Furthermore, the Court recalled that the guarantee paid by the shipowner and the limitation amount constitutes a 'separate patrimony' addressed exclusively to claimants for pollution damage, and that there is a prohibition on individual executive actions and ship arrests under art 6 CLC 1969. The Court also stressed that this fund is not managed by the shipowner but by the Tribunal administering the fund under art 6.2 CLC 1969.
Concerning SDRs, the Court noted that taking into account the value's variability, in other systems of limited liability, such as art 33 of the Hamburg Rules and art 21 LLMC 1976, an abbreviated procedural mechanism has been provided, not only for the revision of the amount of the litigation, but also for the substitution of SDRs with other units of account in case of significant change in their actual value.
The Court also pointed out that the systems of compensation of the shipowner and the IOPCF are supplementary, and that the aim to ensure prompt and total compensation to the victims of oil pollution is paramount to the distribution of risk among parties involved in the carriage of oil by sea.
Concerning the decision of the DJ, the Court found it lawful, as the DJ achieved the decision through objective procedural mechanisms, and the IOPCF’s initiative also induced the decision.
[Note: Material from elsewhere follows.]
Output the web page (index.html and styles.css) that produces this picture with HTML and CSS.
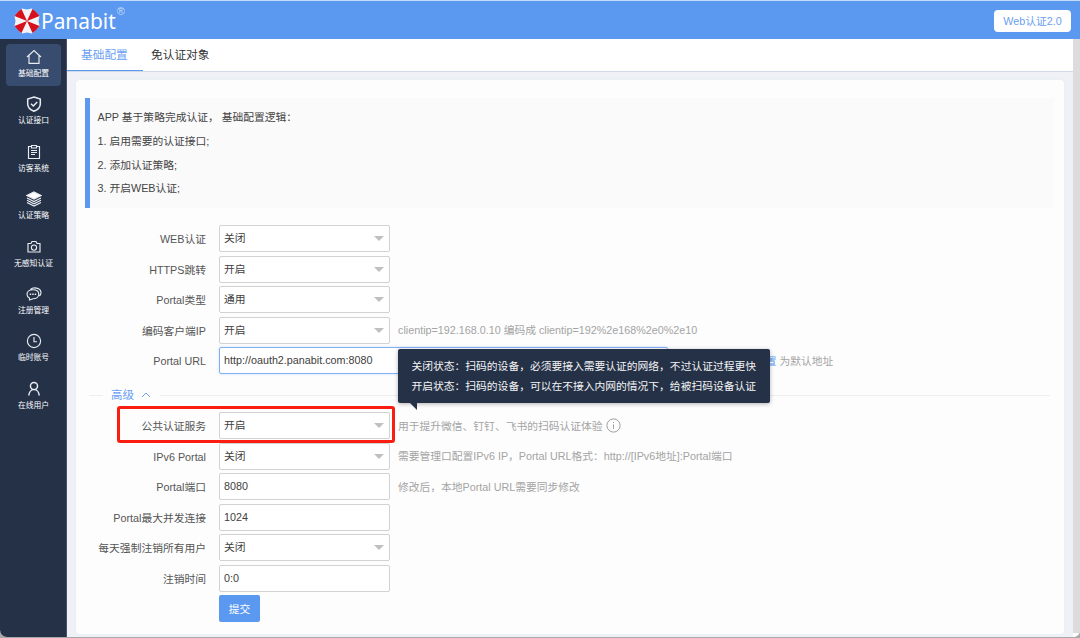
FILE: index.html
```html
<!DOCTYPE html>
<html lang="zh-CN">
<head>
  <meta charset="UTF-8">
  <title>Panabit - Web认证2.0</title>
  <link rel="stylesheet" href="styles.css">
</head>
<body>
  <div class="window">
    <header class="header">
      <div class="logo">
        <svg width="26" height="26" viewBox="-13 -13 26 26">
          <path fill="#f4f3f6" d="M-5 -12.500L0 -11.500L5 -12.500L12.500 -5L11.500 0L12.500 5L5 12.500L0 11.500L-5 12.500L-12.500 5L-11.500 0L-12.500 -5Z"/>
          <path fill="#d8101c" d="M0 0L-5.500 -12L-8.800 -9.300L-12.500 -5ZM0 0L5.500 -12L8.800 -9.300L12.500 -5ZM0 0L12.500 5L8.800 9.300L5.500 12ZM0 0L-5.500 12L-8.800 9.300L-12.500 5Z"/>
        </svg>
        <span class="logo-name">Panabit</span><span class="logo-mark">®</span>
      </div>
      <button class="version">Web认证2.0</button>
    </header>

    <div class="body">
      <nav class="sidebar">
        <a class="nav-item active">
          <svg viewBox="0 0 16 16"><path d="M1 8L8 1.500L15 8M3 6.500V14.300H13V6.500"/></svg>
          <span>基础配置</span>
        </a>
        <a class="nav-item">
          <svg viewBox="0 0 16 16"><path stroke-width="1.5" d="M8 1L14.300 3V8C14.300 11.500 11 14 8 15.200C5 14 1.700 11.500 1.700 8V3ZM5 7.800L7.300 10L11.200 6"/></svg>
          <span>认证接口</span>
        </a>
        <a class="nav-item">
          <svg viewBox="0 0 16 16"><path d="M5 2.500H2.500V14.500H13.500V2.500H11M5.500 1.500H10.500V4H5.500ZM5 6.500H11M5 8.500H11M5 10.500H9"/></svg>
          <span>访客系统</span>
        </a>
        <a class="nav-item">
          <svg viewBox="0 0 16 16"><path fill="#fff" d="M8 1L15 4.500L8 8L1 4.500Z"/><path d="M1 7L8 10.500L15 7M1 9.300L8 12.800L15 9.300M1 11.500L8 15L15 11.500"/></svg>
          <span>认证策略</span>
        </a>
        <a class="nav-item">
          <svg viewBox="0 0 16 16"><path d="M2 4.500H5L6 2.500H10L11 4.500H14V13H2Z"/><circle cx="8" cy="8.600" r="2.600"/></svg>
          <span>无感知认证</span>
        </a>
        <a class="nav-item">
          <svg viewBox="0 0 16 16"><path d="M4.500 3.500C7 .8 14.800 1.500 15 6.500C15 8.300 14.300 9.300 13.300 10M7 3.700C10.500 3.700 12.800 5.600 12.800 8.200C12.800 10.900 10.300 12.700 7 12.700L3.500 14V12C2 11.200 1 9.900 1 8.200C1 5.600 3.500 3.700 7 3.700Z"/><path stroke-width="1.6" d="M3.700 8.300H5.200M6.200 8.300H7.700M8.700 8.300H10.200"/></svg>
          <span>注册管理</span>
        </a>
        <a class="nav-item">
          <svg viewBox="0 0 16 16"><circle cx="8" cy="8" r="6.600"/><path d="M8 4V8.700H11"/></svg>
          <span>临时账号</span>
        </a>
        <a class="nav-item">
          <svg viewBox="0 0 16 16"><path stroke-width="1.5" d="M8 1.500A3.500 3.500 0 1 1 8 8.600A3.500 3.500 0 1 1 8 1.500M2.800 14.500C3 11.500 5 8.600 8 8.600S13 11.500 13.200 14.500"/></svg>
          <span>在线用户</span>
        </a>
      </nav>

      <main class="main">
        <div class="tabs">
          <a class="tab active">基础配置</a>
          <a class="tab">免认证对象</a>
        </div>

        <section class="card">
          <div class="notice">
            <p>APP 基于策略完成认证，&nbsp;基础配置逻辑：</p>
            <p>1. 启用需要的认证接口;</p>
            <p>2. 添加认证策略;</p>
            <p>3. 开启WEB认证;</p>
          </div>

          <div class="form">
            <div class="row"><label>WEB认证</label><div class="field select">关闭</div></div>
            <div class="row"><label>HTTPS跳转</label><div class="field select">开启</div></div>
            <div class="row"><label>Portal类型</label><div class="field select">通用</div></div>
            <div class="row">
              <label>编码客户端IP</label><div class="field select">开启</div>
              <span class="hint">clientip=192.168.0.10 编码成 clientip=192%2e168%2e0%2e10</span>
            </div>
            <div class="row">
              <label>Portal URL</label><div class="field url">http://oauth2.panabit.com:8080</div>
              <span class="hint hint-url"><a>配置</a> 为默认地址</span>
            </div>
          </div>

          <div class="divider">
            <span>高级</span>
            <svg width="10" height="6" viewBox="0 0 10 6"><path d="M1 5L5 1L9 5"/></svg>
          </div>

          <div class="form">
            <div class="row marked">
              <label>公共认证服务</label><div class="field select">开启</div>
              <span class="hint">用于提升微信、钉钉、飞书的扫码认证体验</span>
              <svg class="info" width="15" height="15" viewBox="0 0 15 15"><circle cx="7.500" cy="7.500" r="6.600"/><path d="M7.500 6.500V11M7.500 4V5.100"/></svg>
              <div class="tooltip">
                关闭状态：扫码的设备，必须要接入需要认证的网络，不过认证过程更快<br>
                开启状态：扫码的设备，可以在不接入内网的情况下，给被扫码设备认证
              </div>
            </div>
            <div class="row">
              <label>IPv6 Portal</label><div class="field select">关闭</div>
              <span class="hint">需要管理口配置IPv6 IP，Portal URL格式：http://[IPv6地址]:Portal端口</span>
            </div>
            <div class="row">
              <label>Portal端口</label><div class="field">8080</div>
              <span class="hint">修改后，本地Portal URL需要同步修改</span>
            </div>
            <div class="row"><label>Portal最大并发连接</label><div class="field">1024</div></div>
            <div class="row"><label>每天强制注销所有用户</label><div class="field select">关闭</div></div>
            <div class="row"><label>注销时间</label><div class="field">0:0</div></div>
            <div class="row"><label></label><button class="submit">提交</button></div>
          </div>
        </section>
      </main>
      <div class="scrollbar"></div>
    </div>
  </div>
</body>
</html>
```
FILE: styles.css
```css
*, ::before, ::after { box-sizing: border-box; }
body {
  margin: 0;
  height: 638px;
  overflow: hidden;
  background: #a9a9a9;
  font: 10.77px/16px "Liberation Sans", "Noto Sans CJK SC", sans-serif;
  color: #4c4c4c;
}
button { border: 0; padding: 0; font: inherit; }
.window {
  height: 637px;
  display: flex;
  flex-direction: column;
  overflow: hidden;
  border-radius: 0 0 7px 7px;
  background: #eff1f6;
}

/* header */
.header {
  height: 39px;
  flex: none;
  display: flex;
  align-items: center;
  justify-content: space-between;
  padding: 1px 9px 0 14px;
  border-top: 1px solid #c3dafa;
  background: #5b98f0;
}
.logo { display: flex; align-items: center; color: #fff; }
.logo-name {
  margin-left: 1px;
  font: 20.9px/24px "Noto Sans", sans-serif;
}
.logo-mark { margin: -20px 0 0 1px; font-size: 11px; color: #c5dafa; }
.version {
  width: 77px;
  height: 22px;
  border-radius: 4px;
  background: #fff;
  color: #6b9ff0;
}

.body { flex: 1; display: flex; min-height: 0; }

/* sidebar */
.sidebar {
  width: 67px;
  flex: none;
  padding: 5px 5px 0 6px;
  border-right: 1px solid #46546a;
  background: #243147;
}
.nav-item {
  height: 42px;
  margin-bottom: 5.4px;
  display: flex;
  flex-direction: column;
  align-items: center;
  padding-top: 5px;
  border-radius: 4px;
  color: #fff;
  font-size: 7.8px;
  line-height: 12px;
  white-space: nowrap;
}
.nav-item.active { background: #374c6e; }
.nav-item svg {
  width: 16px;
  height: 16px;
  margin-bottom: 3px;
  fill: none;
  stroke: #e8ebf0;
  stroke-width: 1.15;
}

/* content */
.main { flex: 1; min-width: 0; }
.tabs {
  height: 33px;
  display: flex;
  border-bottom: 1px solid #cfd9e6;
  background: #fff;
  font-size: 11.7px;
  line-height: 31px;
}
.tab { height: 32px; padding: 0 8px; color: #333; }
.tab.active {
  width: 76px;
  padding: 0 0 0 14px;
  border-bottom: 1px solid #5b98f0;
  color: #6b9ff0;
}
.card {
  height: 554px;
  margin: 8px 9px 0;
  padding: 18px 10px 0 9px;
  border-radius: 4px;
  background: #fdfdfd;
  box-shadow: 0 0 3px #e4eaf5;
}
.notice {
  height: 110px;
  padding: 8px 7.5px 0;
  border-left: 5px solid #5b98f0;
  background: #fafafa;
  color: #444;
}
.notice p { margin: 0; line-height: 23.8px; }

/* form */
.form { padding-top: 17px; }
.row {
  position: relative;
  height: 27px;
  margin-bottom: 3.5px;
  display: flex;
  align-items: center;
}
.row label {
  width: 121px;
  margin-right: 13px;
  padding-top: 1px;
  text-align: right;
  color: #555;
}
.field {
  position: relative;
  width: 171px;
  height: 27px;
  padding-left: 4px;
  border: 1px solid #d2d2d2;
  border-radius: 2px;
  background: #fff;
  color: #404040;
  line-height: 25px;
}
.field.url {
  width: 449px;
  border-color: #80b0f8;
  box-shadow: 0 0 3px #cfe0fb;
}
.select::after {
  content: "";
  position: absolute;
  top: 10px;
  right: 5px;
  border: 5px solid transparent;
  border-top-color: #c0c0c0;
  border-bottom: 0;
}
.hint { margin-left: 8px; color: #a4a4a4; white-space: nowrap; }
.hint-url { margin-left: 87px; }
.hint a { color: #5b98f0; }
.info { margin-left: 3px; fill: none; stroke: #a0a0a0; }

.divider {
  height: 16px;
  margin: 13px 4px 0;
  display: flex;
  align-items: center;
  color: #6ba0f2;
  font-size: 11.5px;
}
.divider::before, .divider::after {
  content: "";
  width: 14px;
  height: 1px;
  margin-right: 8px;
  background: #eee;
}
.divider::after { flex: 1; margin: 0 0 0 9px; }
.divider svg { margin-left: 7px; fill: none; stroke: #6ba0f2; }
.divider + .form { padding-top: 9px; }

/* highlighted row */
.marked .hint { padding-top: 1px; }
.marked::before {
  content: "";
  position: absolute;
  left: 32px;
  top: -6px;
  width: 278px;
  height: 37px;
  border: 3px solid #fb1d12;
  border-radius: 3px;
  z-index: 1;
}
.tooltip {
  position: absolute;
  left: 313px;
  top: -63px;
  width: 372px;
  height: 54px;
  padding: 7px 0 0 13.5px;
  border-radius: 2px;
  background: #243147;
  box-shadow: 0 1px 4px rgba(0, 0, 0, .3);
  color: #f4f4f4;
  line-height: 20px;
  white-space: nowrap;
  z-index: 2;
}
.tooltip::after {
  content: "";
  position: absolute;
  left: 12px;
  top: 54px;
  border-top: 7px solid #243147;
  border-left: 7px solid transparent;
}
.submit {
  width: 41px;
  height: 27px;
  border-radius: 2px;
  background: #5b98f0;
  color: #fff;
}

.scrollbar { width: 7px; border-bottom: 4px solid #fff; background: #dcdcdc; }
```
In conclusion, concerning the claim by VM and the P&I Club, the Court decided that interest was to be included in the limitation of liability amount. The Court observed that there is no tension with the Preamble of the CLC 1969, which highlights the danger caused by oil pollution from maritime transport on a global scale, the need to ensure adequate compensation to the victims of oil pollution, and the desire to adopt uniform rules and procedures to decide questions of liability always to provide adequate compensation in such cases. For these reasons, the Court could not adopt interpretations of the CLC 1969 which do not aim to ensure adequate compensation to the victims of oil pollution.